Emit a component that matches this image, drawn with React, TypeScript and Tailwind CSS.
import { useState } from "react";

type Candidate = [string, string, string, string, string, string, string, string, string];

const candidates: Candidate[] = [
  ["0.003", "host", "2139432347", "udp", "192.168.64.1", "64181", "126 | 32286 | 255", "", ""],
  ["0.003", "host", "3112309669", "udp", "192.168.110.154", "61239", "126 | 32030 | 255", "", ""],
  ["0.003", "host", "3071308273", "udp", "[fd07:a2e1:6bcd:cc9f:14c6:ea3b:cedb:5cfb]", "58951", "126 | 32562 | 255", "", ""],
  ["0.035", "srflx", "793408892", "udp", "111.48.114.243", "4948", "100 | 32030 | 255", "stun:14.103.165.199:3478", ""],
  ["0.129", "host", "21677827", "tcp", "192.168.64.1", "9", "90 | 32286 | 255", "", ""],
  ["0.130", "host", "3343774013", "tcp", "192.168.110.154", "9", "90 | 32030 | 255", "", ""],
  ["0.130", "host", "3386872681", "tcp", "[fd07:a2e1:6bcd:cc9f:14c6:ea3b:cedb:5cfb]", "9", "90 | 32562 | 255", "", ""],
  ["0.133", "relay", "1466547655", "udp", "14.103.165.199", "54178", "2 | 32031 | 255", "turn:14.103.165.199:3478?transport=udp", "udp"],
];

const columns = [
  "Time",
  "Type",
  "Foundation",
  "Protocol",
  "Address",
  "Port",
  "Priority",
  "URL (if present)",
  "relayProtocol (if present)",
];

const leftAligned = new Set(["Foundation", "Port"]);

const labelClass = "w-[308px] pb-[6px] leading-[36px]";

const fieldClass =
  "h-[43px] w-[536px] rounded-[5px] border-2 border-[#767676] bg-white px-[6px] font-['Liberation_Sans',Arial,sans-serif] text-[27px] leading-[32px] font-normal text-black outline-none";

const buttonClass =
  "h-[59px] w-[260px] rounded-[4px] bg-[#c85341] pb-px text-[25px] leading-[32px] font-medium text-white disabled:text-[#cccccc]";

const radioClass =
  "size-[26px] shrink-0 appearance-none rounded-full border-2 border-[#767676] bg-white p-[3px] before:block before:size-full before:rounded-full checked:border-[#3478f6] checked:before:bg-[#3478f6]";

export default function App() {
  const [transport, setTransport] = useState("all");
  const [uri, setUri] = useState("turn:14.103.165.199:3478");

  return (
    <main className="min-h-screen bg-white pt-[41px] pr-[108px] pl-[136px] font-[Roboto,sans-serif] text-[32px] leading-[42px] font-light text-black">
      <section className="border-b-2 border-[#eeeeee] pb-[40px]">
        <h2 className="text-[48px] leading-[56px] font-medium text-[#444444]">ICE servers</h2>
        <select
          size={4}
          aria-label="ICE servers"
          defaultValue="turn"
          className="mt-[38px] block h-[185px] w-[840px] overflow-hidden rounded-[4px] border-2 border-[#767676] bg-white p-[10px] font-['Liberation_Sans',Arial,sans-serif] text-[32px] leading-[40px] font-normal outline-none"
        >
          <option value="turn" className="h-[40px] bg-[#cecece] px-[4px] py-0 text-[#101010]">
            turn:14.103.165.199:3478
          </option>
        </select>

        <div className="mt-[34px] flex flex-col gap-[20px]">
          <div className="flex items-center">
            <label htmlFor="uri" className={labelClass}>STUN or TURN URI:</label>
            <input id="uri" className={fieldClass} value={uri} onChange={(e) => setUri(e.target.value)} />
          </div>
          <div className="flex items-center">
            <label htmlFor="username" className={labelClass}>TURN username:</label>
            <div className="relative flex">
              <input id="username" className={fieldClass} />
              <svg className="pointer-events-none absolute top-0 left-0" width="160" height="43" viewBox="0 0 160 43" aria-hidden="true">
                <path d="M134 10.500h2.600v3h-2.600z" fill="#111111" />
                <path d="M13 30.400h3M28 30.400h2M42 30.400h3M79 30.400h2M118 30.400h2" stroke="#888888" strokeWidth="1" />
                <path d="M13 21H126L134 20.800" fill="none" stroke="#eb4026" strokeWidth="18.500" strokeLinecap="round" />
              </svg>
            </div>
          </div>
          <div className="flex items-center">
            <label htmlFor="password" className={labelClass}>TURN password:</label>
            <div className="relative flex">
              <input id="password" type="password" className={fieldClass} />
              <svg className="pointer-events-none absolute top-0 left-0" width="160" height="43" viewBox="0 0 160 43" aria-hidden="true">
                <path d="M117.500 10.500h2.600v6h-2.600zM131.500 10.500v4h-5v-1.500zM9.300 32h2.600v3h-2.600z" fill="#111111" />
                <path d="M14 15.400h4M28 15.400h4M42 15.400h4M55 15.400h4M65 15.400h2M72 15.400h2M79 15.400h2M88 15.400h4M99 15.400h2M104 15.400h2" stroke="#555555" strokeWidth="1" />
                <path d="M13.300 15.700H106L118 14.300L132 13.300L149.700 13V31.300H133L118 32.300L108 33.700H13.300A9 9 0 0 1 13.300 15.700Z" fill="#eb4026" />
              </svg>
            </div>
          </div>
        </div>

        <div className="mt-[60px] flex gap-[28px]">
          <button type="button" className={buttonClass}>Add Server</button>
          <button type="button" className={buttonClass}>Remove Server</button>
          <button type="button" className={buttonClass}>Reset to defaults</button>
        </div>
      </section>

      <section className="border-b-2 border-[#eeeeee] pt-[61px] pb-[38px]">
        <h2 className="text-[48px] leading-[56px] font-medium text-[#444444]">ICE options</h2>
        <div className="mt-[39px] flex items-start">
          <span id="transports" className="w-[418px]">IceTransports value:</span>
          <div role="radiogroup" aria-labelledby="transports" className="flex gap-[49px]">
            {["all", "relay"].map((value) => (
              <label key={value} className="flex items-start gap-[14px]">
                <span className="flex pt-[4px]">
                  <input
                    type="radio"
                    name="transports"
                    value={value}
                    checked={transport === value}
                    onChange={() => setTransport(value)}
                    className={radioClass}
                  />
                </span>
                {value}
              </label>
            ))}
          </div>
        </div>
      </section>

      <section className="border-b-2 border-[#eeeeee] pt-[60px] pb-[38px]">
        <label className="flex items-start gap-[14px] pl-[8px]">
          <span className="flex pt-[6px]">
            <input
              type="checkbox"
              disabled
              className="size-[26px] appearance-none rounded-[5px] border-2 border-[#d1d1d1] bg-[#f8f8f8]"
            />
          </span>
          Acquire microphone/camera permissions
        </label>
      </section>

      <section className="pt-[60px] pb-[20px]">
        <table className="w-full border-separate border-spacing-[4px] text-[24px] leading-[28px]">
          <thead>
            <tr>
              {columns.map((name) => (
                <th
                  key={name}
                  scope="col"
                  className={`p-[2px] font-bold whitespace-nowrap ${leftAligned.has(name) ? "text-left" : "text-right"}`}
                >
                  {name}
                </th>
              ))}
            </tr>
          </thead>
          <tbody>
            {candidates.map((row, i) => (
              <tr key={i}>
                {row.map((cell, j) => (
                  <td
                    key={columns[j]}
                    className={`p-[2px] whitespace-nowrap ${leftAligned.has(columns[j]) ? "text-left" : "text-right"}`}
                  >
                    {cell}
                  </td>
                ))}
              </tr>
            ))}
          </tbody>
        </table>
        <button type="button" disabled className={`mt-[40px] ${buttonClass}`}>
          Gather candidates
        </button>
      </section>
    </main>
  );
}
...
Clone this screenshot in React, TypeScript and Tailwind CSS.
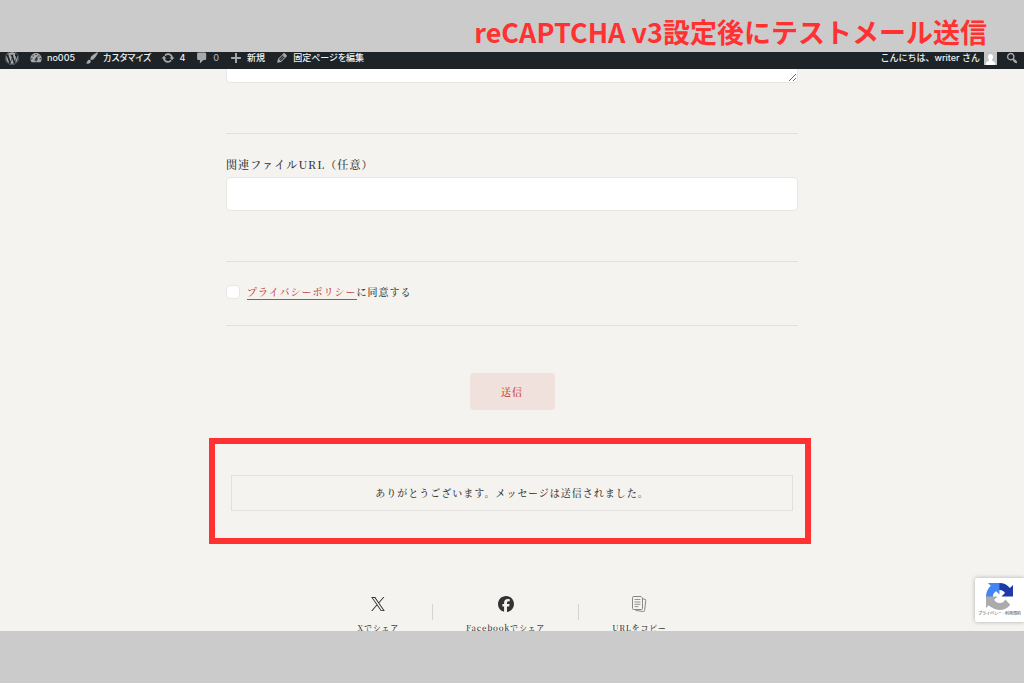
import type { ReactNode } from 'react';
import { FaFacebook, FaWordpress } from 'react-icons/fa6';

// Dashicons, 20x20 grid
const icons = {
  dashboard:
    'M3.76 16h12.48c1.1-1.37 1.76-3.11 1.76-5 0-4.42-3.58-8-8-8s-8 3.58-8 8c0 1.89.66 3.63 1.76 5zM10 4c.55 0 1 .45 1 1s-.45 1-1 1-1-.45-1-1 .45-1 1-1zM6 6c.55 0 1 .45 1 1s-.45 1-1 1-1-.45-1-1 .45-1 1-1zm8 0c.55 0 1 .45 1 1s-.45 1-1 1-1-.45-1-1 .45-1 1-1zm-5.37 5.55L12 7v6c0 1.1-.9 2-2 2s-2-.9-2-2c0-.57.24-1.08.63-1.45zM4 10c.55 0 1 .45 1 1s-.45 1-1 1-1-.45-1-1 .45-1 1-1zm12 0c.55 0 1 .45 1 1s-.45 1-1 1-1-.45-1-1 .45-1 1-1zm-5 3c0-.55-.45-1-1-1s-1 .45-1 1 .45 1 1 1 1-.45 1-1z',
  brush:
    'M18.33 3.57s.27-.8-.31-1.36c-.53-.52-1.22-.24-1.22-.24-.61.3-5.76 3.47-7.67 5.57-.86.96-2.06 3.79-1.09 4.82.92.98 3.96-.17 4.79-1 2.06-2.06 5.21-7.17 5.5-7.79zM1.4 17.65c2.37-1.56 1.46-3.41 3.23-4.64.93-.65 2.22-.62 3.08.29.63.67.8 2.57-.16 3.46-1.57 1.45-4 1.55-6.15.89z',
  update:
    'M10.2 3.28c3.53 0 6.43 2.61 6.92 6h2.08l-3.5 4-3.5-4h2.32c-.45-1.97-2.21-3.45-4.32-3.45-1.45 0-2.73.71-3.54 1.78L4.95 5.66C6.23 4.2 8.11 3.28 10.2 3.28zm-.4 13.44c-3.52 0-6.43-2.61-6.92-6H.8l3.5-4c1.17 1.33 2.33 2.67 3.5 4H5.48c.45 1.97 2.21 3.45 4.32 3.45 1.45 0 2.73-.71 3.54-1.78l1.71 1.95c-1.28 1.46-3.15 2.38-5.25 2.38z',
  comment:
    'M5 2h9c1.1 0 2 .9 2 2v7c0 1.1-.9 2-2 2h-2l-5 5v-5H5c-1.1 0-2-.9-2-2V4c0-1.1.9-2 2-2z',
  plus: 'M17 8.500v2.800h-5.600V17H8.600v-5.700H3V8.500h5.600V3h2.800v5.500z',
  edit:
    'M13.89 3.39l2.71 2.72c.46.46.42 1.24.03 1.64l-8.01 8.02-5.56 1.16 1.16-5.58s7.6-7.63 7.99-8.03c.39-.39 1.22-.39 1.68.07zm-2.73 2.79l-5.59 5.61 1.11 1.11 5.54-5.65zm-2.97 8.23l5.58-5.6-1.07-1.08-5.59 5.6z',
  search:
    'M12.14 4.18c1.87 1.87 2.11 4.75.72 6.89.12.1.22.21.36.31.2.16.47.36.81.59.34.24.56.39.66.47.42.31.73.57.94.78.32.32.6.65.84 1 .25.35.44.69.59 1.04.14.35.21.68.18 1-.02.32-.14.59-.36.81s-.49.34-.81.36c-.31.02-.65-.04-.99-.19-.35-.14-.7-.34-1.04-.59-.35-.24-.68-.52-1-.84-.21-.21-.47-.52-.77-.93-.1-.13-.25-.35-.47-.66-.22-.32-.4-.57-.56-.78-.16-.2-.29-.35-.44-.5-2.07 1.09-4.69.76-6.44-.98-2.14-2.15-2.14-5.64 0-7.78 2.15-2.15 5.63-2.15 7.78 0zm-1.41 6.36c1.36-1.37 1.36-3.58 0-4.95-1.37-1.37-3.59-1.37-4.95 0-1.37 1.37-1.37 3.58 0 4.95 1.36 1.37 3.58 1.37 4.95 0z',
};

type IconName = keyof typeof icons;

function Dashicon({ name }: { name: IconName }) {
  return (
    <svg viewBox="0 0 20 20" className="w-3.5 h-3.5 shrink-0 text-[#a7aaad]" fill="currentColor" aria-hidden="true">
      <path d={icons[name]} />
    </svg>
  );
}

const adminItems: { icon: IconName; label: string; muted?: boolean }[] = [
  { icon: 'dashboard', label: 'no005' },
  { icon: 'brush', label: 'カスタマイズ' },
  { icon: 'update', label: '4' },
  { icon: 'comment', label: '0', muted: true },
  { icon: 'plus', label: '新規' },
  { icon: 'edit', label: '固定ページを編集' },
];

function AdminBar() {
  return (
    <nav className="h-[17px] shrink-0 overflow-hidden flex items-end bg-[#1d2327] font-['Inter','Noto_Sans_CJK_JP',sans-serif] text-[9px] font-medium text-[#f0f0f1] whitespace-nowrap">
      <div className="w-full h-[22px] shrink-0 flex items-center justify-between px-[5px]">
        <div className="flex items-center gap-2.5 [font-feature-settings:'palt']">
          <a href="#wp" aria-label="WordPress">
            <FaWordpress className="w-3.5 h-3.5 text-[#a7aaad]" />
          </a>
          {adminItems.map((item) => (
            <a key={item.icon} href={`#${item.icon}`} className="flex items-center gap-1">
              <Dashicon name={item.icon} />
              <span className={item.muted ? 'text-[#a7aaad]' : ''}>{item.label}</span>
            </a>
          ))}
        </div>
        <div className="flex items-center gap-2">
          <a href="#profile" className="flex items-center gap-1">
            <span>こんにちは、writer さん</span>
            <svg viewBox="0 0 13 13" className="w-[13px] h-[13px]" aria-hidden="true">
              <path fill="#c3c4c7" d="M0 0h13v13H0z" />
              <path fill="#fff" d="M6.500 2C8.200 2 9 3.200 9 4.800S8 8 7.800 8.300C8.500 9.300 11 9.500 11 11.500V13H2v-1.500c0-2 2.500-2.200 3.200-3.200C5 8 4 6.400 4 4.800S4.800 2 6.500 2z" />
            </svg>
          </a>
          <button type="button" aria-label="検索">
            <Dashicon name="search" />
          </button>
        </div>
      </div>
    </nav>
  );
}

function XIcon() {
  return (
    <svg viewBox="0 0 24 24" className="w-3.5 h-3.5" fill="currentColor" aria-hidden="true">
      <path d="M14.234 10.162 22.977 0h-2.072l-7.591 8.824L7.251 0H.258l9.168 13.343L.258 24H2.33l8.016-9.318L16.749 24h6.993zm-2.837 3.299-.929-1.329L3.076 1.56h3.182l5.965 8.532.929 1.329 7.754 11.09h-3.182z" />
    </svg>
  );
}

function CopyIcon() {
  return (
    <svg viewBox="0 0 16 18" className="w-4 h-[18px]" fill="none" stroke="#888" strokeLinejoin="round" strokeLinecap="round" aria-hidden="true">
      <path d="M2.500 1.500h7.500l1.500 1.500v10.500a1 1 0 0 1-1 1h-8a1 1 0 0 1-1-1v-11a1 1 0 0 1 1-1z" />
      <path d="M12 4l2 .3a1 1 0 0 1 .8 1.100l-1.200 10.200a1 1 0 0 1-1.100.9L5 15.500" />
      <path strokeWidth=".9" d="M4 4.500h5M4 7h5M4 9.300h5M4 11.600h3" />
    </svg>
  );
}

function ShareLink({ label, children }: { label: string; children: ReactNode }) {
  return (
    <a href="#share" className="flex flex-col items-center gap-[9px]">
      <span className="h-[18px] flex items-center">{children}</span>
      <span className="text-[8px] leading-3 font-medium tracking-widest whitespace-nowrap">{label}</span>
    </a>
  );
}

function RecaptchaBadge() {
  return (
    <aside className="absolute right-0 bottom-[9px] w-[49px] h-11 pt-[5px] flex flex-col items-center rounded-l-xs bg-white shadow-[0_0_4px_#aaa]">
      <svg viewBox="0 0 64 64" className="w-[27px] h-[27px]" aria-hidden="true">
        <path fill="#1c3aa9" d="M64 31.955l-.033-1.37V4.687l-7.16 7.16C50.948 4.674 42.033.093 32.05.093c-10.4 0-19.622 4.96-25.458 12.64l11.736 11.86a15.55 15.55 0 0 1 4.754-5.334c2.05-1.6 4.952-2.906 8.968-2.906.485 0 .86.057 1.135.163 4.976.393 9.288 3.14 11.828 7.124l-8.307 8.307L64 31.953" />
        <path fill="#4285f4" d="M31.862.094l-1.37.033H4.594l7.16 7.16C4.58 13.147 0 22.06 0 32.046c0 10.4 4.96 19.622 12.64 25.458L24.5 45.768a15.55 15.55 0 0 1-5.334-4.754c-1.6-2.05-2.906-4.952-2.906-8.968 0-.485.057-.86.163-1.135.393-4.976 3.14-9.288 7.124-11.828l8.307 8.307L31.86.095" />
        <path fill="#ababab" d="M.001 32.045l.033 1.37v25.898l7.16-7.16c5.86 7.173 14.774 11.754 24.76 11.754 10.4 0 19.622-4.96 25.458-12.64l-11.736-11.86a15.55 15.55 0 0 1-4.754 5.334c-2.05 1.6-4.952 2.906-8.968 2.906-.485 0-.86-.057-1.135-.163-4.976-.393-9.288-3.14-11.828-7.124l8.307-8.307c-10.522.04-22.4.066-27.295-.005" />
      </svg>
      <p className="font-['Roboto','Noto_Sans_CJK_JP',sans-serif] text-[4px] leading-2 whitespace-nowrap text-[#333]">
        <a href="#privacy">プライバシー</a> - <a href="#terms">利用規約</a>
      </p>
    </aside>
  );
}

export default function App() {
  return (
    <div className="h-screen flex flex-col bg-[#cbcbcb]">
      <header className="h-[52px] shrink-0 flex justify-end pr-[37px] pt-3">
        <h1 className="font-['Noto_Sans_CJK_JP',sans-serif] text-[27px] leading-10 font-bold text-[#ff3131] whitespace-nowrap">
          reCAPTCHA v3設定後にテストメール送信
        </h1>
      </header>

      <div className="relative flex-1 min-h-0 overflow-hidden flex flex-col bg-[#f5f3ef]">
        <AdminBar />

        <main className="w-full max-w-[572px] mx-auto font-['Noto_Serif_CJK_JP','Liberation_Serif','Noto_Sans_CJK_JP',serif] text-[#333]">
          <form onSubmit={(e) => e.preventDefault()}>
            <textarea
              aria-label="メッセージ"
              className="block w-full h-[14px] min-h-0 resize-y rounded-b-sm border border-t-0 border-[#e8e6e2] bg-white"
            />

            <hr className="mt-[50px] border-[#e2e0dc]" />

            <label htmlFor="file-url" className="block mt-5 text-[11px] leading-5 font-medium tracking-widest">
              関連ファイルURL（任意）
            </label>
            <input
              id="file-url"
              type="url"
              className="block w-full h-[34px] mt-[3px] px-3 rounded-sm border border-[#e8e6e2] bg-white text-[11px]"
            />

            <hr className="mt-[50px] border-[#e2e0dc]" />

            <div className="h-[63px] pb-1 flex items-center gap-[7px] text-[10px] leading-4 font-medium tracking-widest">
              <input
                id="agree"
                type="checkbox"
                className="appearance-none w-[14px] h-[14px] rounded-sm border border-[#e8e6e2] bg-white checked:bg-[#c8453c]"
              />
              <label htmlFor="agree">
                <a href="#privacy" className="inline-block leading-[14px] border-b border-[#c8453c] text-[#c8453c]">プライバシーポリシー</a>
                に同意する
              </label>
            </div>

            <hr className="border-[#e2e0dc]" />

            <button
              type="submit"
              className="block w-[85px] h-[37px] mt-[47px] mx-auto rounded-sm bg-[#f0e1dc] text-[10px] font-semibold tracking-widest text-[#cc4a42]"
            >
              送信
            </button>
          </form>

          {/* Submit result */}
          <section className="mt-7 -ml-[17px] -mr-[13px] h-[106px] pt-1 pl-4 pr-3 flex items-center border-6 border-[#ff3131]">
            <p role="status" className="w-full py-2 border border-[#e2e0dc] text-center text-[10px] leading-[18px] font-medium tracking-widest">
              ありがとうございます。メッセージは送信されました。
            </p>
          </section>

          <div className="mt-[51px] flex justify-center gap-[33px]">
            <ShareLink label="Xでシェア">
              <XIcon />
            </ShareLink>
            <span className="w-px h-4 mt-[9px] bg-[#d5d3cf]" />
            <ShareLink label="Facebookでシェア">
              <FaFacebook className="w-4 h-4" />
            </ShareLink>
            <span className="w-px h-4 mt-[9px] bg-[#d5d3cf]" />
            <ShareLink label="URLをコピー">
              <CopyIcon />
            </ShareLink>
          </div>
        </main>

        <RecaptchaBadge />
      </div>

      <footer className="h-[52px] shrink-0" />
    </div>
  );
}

## What you will do
Within the material above, transcribe exactly the lines that run from the line holding "Emit a component" through the line holding "const [uri, setUri]".

## The output
Emit a component that matches this image, drawn with React, TypeScript and Tailwind CSS.
import { useState } from "react";

type Candidate = [string, string, string, string, string, string, string, string, string];

const candidates: Candidate[] = [
  ["0.003", "host", "2139432347", "udp", "192.168.64.1", "64181", "126 | 32286 | 255", "", ""],
  ["0.003", "host", "3112309669", "udp", "192.168.110.154", "61239", "126 | 32030 | 255", "", ""],
  ["0.003", "host", "3071308273", "udp", "[fd07:a2e1:6bcd:cc9f:14c6:ea3b:cedb:5cfb]", "58951", "126 | 32562 | 255", "", ""],
  ["0.035", "srflx", "793408892", "udp", "111.48.114.243", "4948", "100 | 32030 | 255", "stun:14.103.165.199:3478", ""],
  ["0.129", "host", "21677827", "tcp", "192.168.64.1", "9", "90 | 32286 | 255", "", ""],
  ["0.130", "host", "3343774013", "tcp", "192.168.110.154", "9", "90 | 32030 | 255", "", ""],
  ["0.130", "host", "3386872681", "tcp", "[fd07:a2e1:6bcd:cc9f:14c6:ea3b:cedb:5cfb]", "9", "90 | 32562 | 255", "", ""],
  ["0.133", "relay", "1466547655", "udp", "14.103.165.199", "54178", "2 | 32031 | 255", "turn:14.103.165.199:3478?transport=udp", "udp"],
];

const columns = [
  "Time",
  "Type",
  "Foundation",
  "Protocol",
  "Address",
  "Port",
  "Priority",
  "URL (if present)",
  "relayProtocol (if present)",
];

const leftAligned = new Set(["Foundation", "Port"]);

const labelClass = "w-[308px] pb-[6px] leading-[36px]";

const fieldClass =
  "h-[43px] w-[536px] rounded-[5px] border-2 border-[#767676] bg-white px-[6px] font-['Liberation_Sans',Arial,sans-serif] text-[27px] leading-[32px] font-normal text-black outline-none";

const buttonClass =
  "h-[59px] w-[260px] rounded-[4px] bg-[#c85341] pb-px text-[25px] leading-[32px] font-medium text-white disabled:text-[#cccccc]";

const radioClass =
  "size-[26px] shrink-0 appearance-none rounded-full border-2 border-[#767676] bg-white p-[3px] before:block before:size-full before:rounded-full checked:border-[#3478f6] checked:before:bg-[#3478f6]";

export default function App() {
  const [transport, setTransport] = useState("all");
  const [uri, setUri] = useState("turn:14.103.165.199:3478");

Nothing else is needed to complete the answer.